### LISTED ENTRIES:

********

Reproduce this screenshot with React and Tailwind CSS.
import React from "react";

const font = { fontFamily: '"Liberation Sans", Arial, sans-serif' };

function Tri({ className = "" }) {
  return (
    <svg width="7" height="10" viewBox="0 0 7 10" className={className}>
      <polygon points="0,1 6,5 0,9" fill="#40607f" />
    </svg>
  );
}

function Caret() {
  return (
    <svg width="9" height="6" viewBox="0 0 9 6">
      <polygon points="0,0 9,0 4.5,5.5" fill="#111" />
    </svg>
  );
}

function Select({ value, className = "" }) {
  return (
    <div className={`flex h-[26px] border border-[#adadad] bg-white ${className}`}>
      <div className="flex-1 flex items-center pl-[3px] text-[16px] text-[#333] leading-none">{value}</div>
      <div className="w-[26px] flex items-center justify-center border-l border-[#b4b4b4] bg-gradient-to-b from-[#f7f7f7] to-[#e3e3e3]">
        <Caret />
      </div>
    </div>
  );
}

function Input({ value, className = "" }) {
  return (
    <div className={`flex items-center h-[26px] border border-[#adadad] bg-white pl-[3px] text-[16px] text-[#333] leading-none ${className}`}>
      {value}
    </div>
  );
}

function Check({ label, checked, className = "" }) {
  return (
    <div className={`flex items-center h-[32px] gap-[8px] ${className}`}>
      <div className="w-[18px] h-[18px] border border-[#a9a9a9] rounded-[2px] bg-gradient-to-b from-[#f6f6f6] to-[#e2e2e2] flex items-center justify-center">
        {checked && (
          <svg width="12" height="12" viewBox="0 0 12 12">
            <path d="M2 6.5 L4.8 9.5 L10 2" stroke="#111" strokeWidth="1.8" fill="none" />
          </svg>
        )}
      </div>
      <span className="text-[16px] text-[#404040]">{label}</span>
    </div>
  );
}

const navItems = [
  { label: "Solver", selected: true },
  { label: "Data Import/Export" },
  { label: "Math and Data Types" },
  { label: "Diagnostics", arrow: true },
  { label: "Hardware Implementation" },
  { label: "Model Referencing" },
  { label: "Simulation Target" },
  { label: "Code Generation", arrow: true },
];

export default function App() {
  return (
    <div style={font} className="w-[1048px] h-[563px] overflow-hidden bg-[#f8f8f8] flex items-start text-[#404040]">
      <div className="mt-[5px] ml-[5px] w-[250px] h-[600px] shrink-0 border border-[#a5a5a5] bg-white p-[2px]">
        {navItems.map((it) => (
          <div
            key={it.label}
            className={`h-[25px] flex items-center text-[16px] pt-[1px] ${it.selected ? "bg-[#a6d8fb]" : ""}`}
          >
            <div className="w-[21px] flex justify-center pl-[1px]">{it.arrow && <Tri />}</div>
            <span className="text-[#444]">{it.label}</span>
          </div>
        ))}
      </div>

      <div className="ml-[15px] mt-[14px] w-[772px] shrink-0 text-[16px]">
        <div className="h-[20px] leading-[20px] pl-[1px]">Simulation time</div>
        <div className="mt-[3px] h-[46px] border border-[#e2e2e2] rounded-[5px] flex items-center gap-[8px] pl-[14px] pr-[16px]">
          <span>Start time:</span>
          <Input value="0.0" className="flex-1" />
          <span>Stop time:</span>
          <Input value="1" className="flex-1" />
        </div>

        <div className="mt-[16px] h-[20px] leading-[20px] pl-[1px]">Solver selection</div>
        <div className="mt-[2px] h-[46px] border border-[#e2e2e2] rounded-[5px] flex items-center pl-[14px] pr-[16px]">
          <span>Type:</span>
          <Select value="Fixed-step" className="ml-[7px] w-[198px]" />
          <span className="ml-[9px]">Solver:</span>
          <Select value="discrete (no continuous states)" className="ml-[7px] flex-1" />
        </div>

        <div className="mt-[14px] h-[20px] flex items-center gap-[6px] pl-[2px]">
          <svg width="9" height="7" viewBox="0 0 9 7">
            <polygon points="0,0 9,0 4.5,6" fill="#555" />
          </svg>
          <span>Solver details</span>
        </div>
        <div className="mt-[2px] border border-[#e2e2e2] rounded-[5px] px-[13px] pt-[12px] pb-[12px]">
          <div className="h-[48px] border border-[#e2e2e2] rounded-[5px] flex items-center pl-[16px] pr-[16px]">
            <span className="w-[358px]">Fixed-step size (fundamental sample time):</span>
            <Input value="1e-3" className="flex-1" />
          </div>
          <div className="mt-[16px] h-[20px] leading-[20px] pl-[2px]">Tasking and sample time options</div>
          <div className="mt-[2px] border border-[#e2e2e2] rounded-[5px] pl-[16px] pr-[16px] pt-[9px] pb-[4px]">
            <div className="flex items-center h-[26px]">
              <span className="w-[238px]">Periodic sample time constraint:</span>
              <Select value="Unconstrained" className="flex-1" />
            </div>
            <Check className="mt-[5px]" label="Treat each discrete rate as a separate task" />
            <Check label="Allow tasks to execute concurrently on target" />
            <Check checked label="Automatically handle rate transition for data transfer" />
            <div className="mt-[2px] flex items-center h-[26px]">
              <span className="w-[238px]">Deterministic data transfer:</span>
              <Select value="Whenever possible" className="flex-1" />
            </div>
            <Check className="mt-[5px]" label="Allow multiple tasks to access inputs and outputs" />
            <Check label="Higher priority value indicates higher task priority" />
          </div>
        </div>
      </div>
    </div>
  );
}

********

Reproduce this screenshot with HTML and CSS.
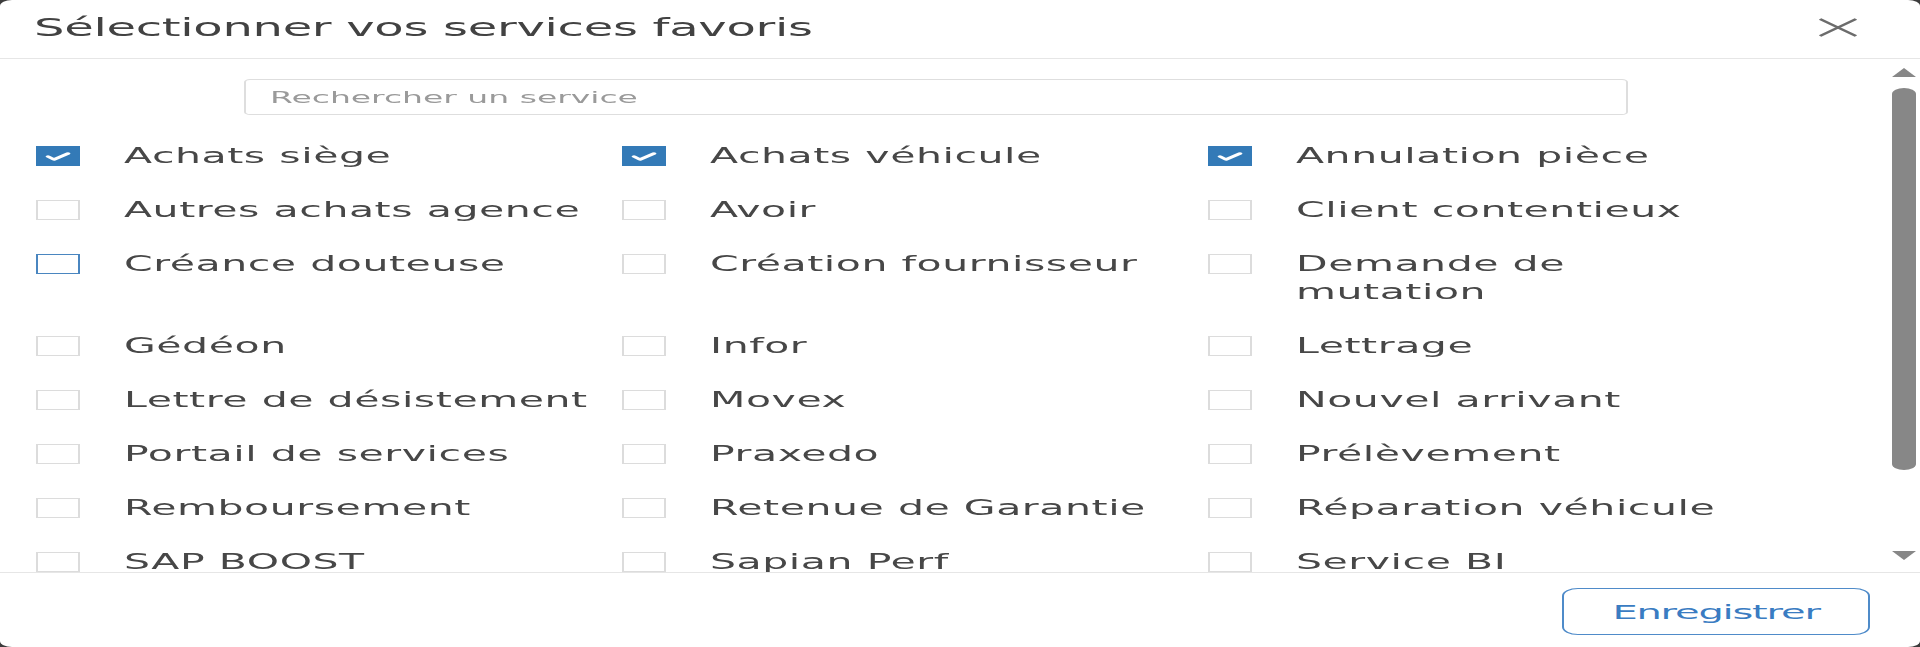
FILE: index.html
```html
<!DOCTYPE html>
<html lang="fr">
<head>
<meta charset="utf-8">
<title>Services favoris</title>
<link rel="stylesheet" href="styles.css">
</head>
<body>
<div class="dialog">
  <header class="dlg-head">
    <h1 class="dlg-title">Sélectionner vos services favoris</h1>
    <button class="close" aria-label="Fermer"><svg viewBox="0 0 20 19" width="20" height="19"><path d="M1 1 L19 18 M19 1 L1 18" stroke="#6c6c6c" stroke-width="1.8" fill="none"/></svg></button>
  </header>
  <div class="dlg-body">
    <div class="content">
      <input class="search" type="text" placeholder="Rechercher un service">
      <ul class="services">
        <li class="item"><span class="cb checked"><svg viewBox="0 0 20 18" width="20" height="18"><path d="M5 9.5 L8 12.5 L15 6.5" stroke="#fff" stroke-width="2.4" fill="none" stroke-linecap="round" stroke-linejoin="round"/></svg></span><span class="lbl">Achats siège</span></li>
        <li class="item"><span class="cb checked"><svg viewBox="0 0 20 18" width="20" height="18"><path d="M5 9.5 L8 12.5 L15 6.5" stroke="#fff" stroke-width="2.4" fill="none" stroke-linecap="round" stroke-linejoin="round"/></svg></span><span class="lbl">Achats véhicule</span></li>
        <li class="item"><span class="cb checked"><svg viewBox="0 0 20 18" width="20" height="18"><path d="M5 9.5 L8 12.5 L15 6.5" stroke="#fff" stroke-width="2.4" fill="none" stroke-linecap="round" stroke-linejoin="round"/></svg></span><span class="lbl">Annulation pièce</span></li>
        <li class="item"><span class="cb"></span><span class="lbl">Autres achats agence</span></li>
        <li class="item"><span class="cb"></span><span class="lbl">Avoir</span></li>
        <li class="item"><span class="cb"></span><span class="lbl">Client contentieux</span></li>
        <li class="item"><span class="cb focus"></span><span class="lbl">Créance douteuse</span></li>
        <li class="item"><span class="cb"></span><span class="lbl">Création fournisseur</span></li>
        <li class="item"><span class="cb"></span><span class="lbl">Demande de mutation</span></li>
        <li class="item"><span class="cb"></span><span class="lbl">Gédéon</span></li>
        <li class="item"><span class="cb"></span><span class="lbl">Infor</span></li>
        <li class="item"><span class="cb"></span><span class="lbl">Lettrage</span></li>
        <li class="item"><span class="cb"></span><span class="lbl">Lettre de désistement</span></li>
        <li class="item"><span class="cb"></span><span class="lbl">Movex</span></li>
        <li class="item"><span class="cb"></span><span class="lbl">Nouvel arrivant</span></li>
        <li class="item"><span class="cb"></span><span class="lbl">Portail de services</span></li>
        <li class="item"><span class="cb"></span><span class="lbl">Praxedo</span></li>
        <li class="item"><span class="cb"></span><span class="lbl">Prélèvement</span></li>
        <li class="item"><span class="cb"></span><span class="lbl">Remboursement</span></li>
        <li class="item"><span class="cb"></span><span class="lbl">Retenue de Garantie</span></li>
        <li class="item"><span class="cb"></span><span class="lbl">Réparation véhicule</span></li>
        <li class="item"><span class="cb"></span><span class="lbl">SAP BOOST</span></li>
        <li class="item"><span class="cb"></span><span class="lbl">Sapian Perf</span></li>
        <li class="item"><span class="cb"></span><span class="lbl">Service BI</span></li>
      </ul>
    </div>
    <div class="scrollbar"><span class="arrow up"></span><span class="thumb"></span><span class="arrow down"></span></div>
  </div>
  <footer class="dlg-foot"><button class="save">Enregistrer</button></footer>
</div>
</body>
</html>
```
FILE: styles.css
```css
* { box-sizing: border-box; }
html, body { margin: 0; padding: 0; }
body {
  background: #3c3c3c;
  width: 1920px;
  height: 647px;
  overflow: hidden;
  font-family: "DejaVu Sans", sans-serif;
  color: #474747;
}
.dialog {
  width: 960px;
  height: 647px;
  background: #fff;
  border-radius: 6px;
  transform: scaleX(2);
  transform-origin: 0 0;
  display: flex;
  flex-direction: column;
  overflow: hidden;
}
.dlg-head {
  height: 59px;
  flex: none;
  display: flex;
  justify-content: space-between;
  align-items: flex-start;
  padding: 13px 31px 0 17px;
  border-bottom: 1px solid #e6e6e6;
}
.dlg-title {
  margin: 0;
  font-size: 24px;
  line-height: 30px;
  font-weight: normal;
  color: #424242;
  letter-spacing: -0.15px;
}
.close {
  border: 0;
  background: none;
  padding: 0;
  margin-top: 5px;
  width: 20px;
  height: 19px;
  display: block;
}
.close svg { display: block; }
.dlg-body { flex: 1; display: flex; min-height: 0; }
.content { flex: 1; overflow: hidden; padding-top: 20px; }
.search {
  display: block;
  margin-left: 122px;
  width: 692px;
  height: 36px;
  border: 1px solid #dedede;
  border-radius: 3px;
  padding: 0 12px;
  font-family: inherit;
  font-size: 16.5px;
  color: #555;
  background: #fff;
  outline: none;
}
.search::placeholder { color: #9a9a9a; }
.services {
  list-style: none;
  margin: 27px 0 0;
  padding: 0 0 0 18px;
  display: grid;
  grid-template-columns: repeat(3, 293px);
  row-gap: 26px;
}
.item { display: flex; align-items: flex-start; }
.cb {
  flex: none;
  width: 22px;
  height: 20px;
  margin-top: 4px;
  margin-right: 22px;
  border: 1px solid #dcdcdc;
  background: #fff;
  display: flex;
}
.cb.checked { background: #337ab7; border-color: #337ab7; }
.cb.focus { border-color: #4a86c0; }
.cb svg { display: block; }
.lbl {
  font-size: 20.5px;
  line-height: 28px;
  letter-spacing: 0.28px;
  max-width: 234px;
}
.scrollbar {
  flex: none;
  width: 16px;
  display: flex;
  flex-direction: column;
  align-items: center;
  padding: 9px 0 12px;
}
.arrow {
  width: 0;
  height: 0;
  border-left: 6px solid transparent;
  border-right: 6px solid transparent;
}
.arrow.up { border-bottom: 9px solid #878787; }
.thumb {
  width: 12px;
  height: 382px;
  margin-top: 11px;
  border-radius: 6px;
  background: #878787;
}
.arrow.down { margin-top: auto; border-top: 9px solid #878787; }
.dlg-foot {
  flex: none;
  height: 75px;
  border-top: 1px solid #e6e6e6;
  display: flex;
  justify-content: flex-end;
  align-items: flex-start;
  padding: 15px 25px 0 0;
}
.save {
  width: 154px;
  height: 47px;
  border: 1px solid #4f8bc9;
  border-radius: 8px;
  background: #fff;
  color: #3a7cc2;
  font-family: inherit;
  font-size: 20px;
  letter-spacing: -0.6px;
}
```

********

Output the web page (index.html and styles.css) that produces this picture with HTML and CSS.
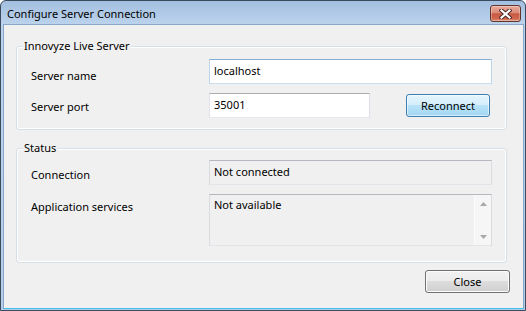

********

### REQUIRED WORK:
Of all the lines in the entries, how many contain the word "screenshot"? Give only the number.

### WRITTEN ANSWER:
2